Стихи были так себе, никудышные, если честно, но это были стихи местного поэта, а не какого-нибудь столичного эстетствующего словоблуда. Поэтому сказать, что они были встречены аудиторией «на ура», не сказать ничего. Когда оглушительные аплодисменты, перемежаемые возгласами «Молодец, Дуркин!» и «Даешь, Антоныч!», наконец отгремели, Дуркин прочел стихотворение на производственную тему, озаглавленное «Дежурная элегия», Выхожу один я на дежурство:
Не надеюсь я давно на лучшее,
Только жаль слегка былых надежд.
Я смотрю больным в глаза потухшие
Тошно мне от серых их одежд.
«Ничего так, — оценил Данилов, аплодируя вместе со всеми. — Во всяком случае, тоскливое настроение дурдома передано на пять с плюсом».
Затем последовало непонятное стихотворение, в котором автору надо было успеть до наступления темноты в Верону (уж не с Ромео он себя отождествлял?), но он не успел, поэтому искал ночлег в разоренной кем-то деревне, где почему-то были крепкие тяжелые ворота и кованые засовы.
— Напрасно бью в ворота я, ведь знаю сам, что некому открыть их! — закончил Дуркин.
Вытерев вспотевшую лысину, он поклонился залу и под привычно-традиционные аплодисменты покинул сцену, на которую тут же взобрался молодой бородатый парень в джинсах и растянутом коричневом свитере с гитарой. Начальник отдела здравоохранения и главный врач синхронно взмахнули руками, прогоняя гитариста, но тот покачал головой и, перекрывая своим мощным басом шум в зале, спросил:
— Дуркину можно, а Маркелову нельзя?! Что за дискриминация?!
Главный врач поморщился и демонстративно отвернулся.
— Кто такой? — поинтересовался Данилов.
— Слава Маркелов, фельдшер со «Скорой», — ответил Евлампиев. — Антипод Дуркина.
— Почему?
— Сейчас увидите…
Отстояв свое право на выступление, Слава Маркелов поднял руку, призывая зал к тишине.

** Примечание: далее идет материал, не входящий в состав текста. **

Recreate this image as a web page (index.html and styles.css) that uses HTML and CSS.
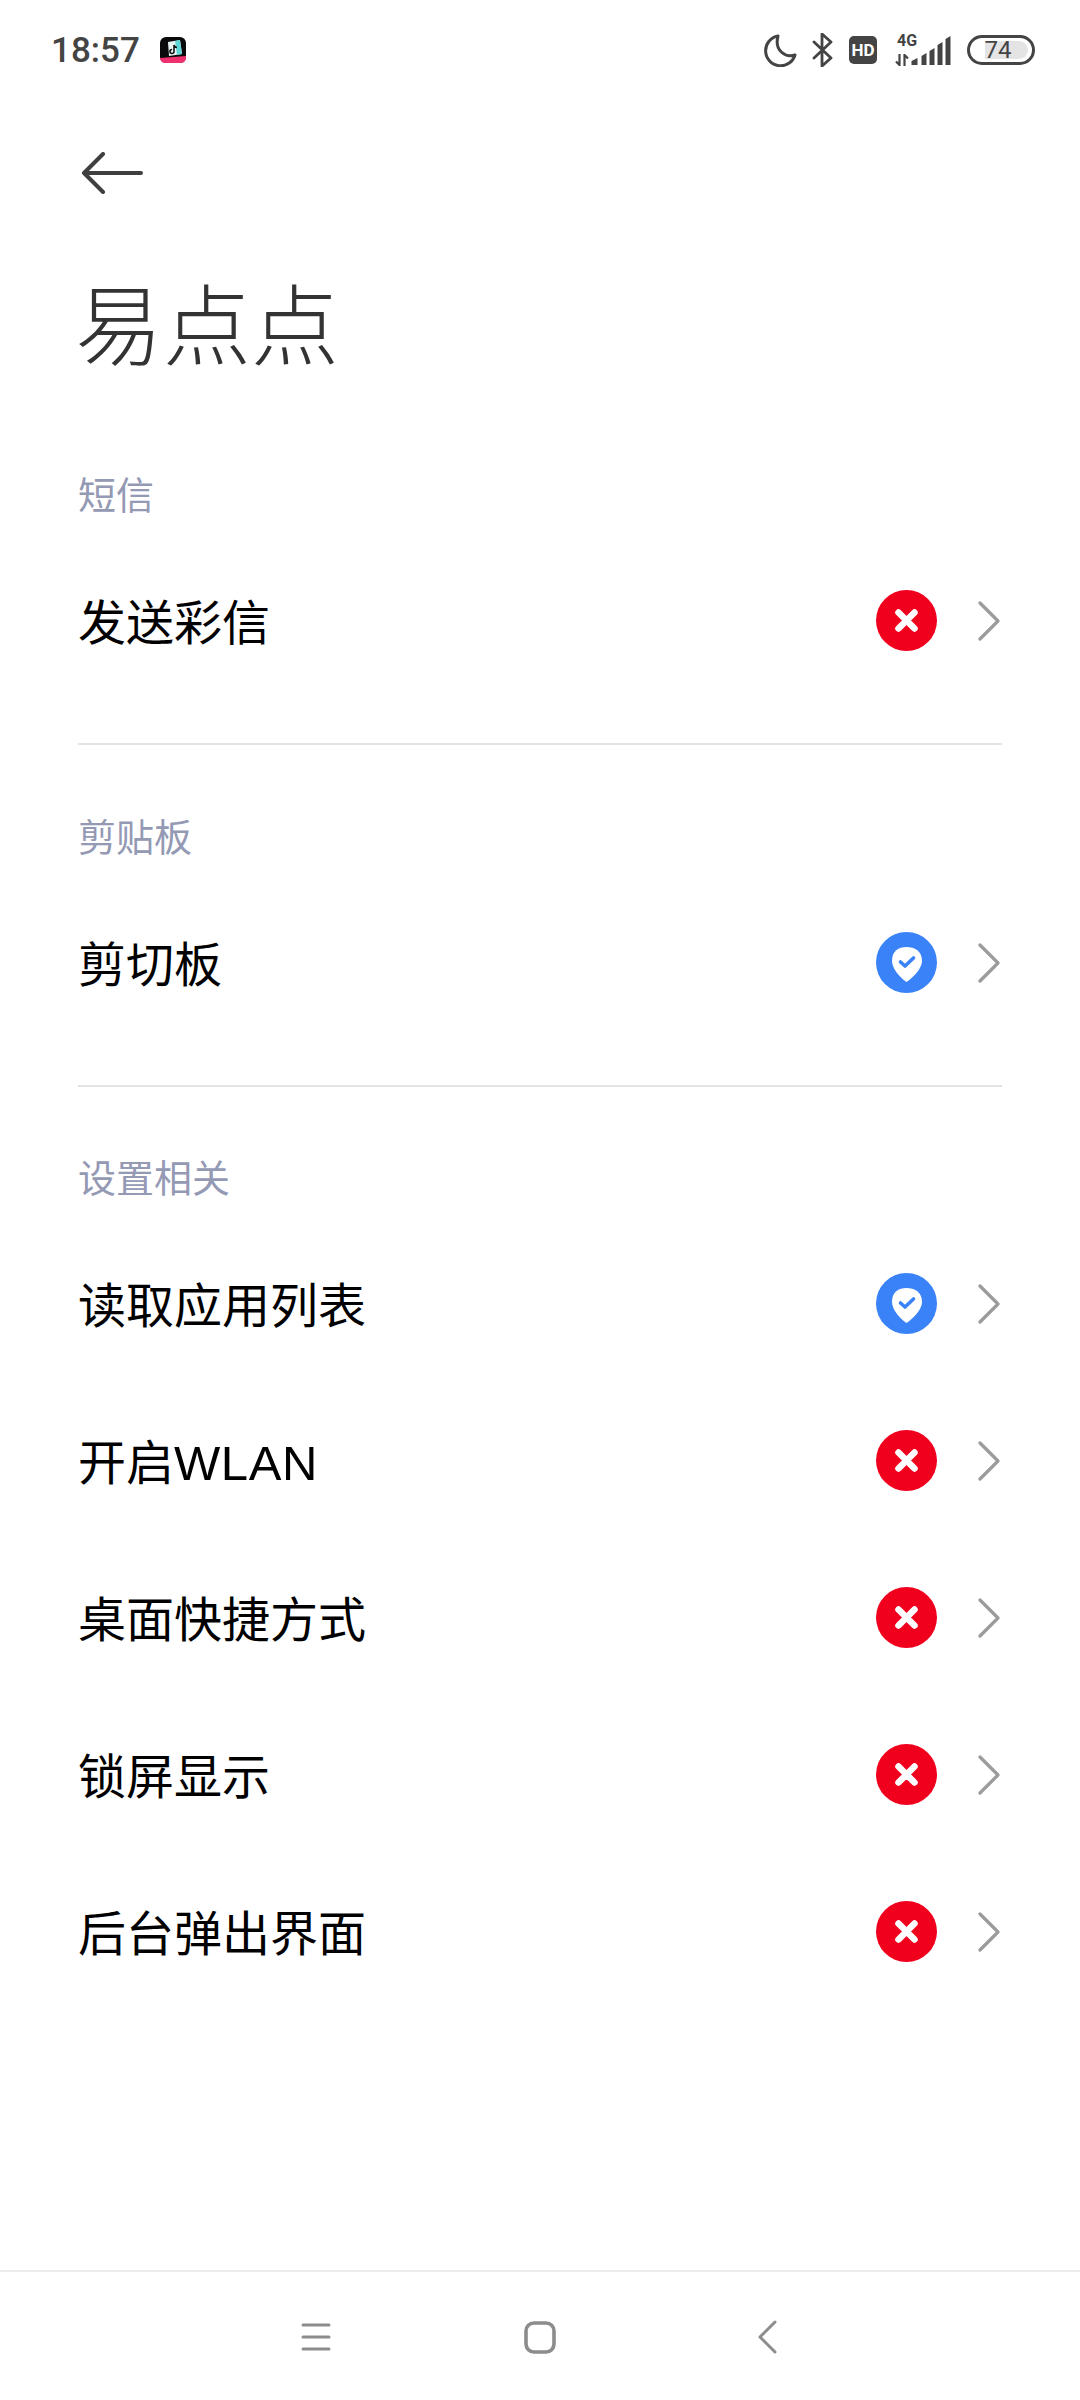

Зал замолчал. Монаковские зрители были дисциплинированными. Маркелов ударил рукой по струнам и выдал:
Я родился в Монаково,
Здесь все тупо, бестолково,
Погулял — не погулял,
Полздоровья потерял.
А другая половина
Пролетела как-то мимо.
Не родитесь в Монаково.
Монаково — беспонтово…
— Действительно, антипод, — согласился Данилов. — Откуда такая нелюбовь к родному городу?

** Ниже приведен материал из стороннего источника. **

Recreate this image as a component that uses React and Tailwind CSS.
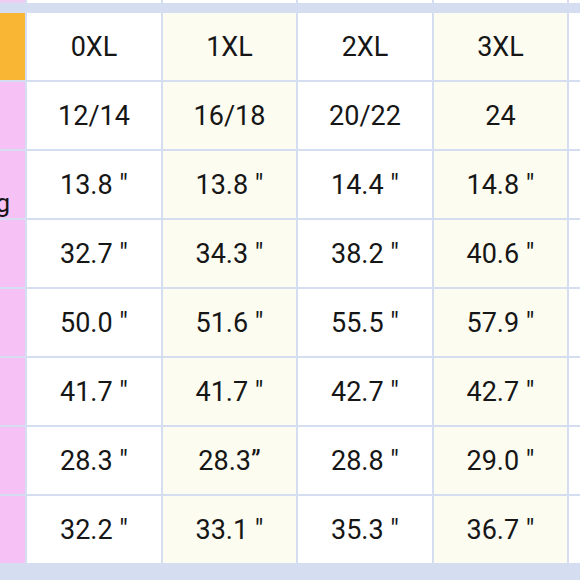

— Славе здесь скучно и бедно, он хочет уехать в Москву, — Евлампиев усмехнулся, словно давая понять, что в подобном желании нет ничего необычного, — а его жена, школьная учительница математики, наотрез отказывается покидать Монаково. Не хочет мыкаться на съемных квартирах, и вообще…

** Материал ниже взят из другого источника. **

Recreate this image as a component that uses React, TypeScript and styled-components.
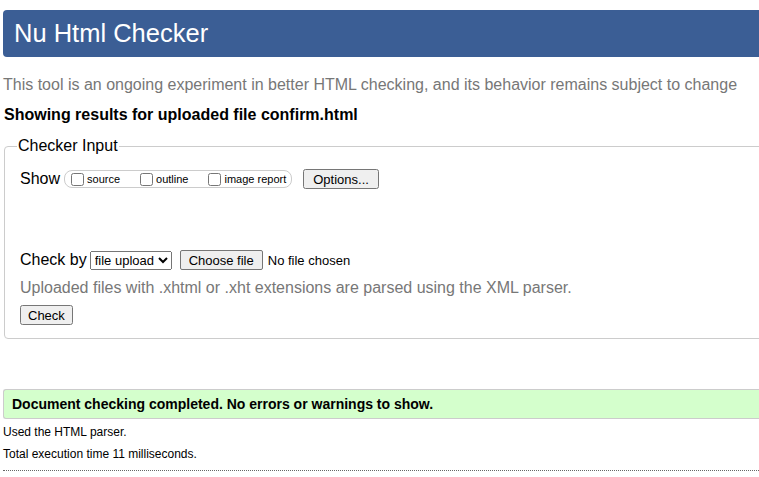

Что вообще, Евлампиев пояснять не стал. Сюда могло войти многое — начиная от страха потерять мужа в городе, полном соблазнов, до нежелания тратить по три часа в день на дорогу на работу и обратно:
Не живите в Монаково,
Монаково — бестолково.
Монаково — полный аут.
Это даже дети знают!
Никто из слушателей не пытался перебить певца или согнать его со сцены. Президиум сидел с печатью отрешенности на лицах, — «нас это не касается», а зал слушал, улыбался, некоторые даже тихонько подпевали:
Мона-мона-монаково —
Не хочу я знать такого!
Монаково, Монаково —
Счастья нету никакого!
Закончив петь, Маркелов боевито потряс в воздухе гитарой, совсем как какой-нибудь абориген копьем, и сошел со сцены. Хлопали ему не так рьяно, как предшественнику: подавляющее большинство монаковцев все же были патриотами родного города, который сегодня отмечал юбилей.
На сцену поднялась тощая, нескладная и невзрачная женщина 40–45 лет. Ничего выдающегося, кроме носа, в ее облике не было.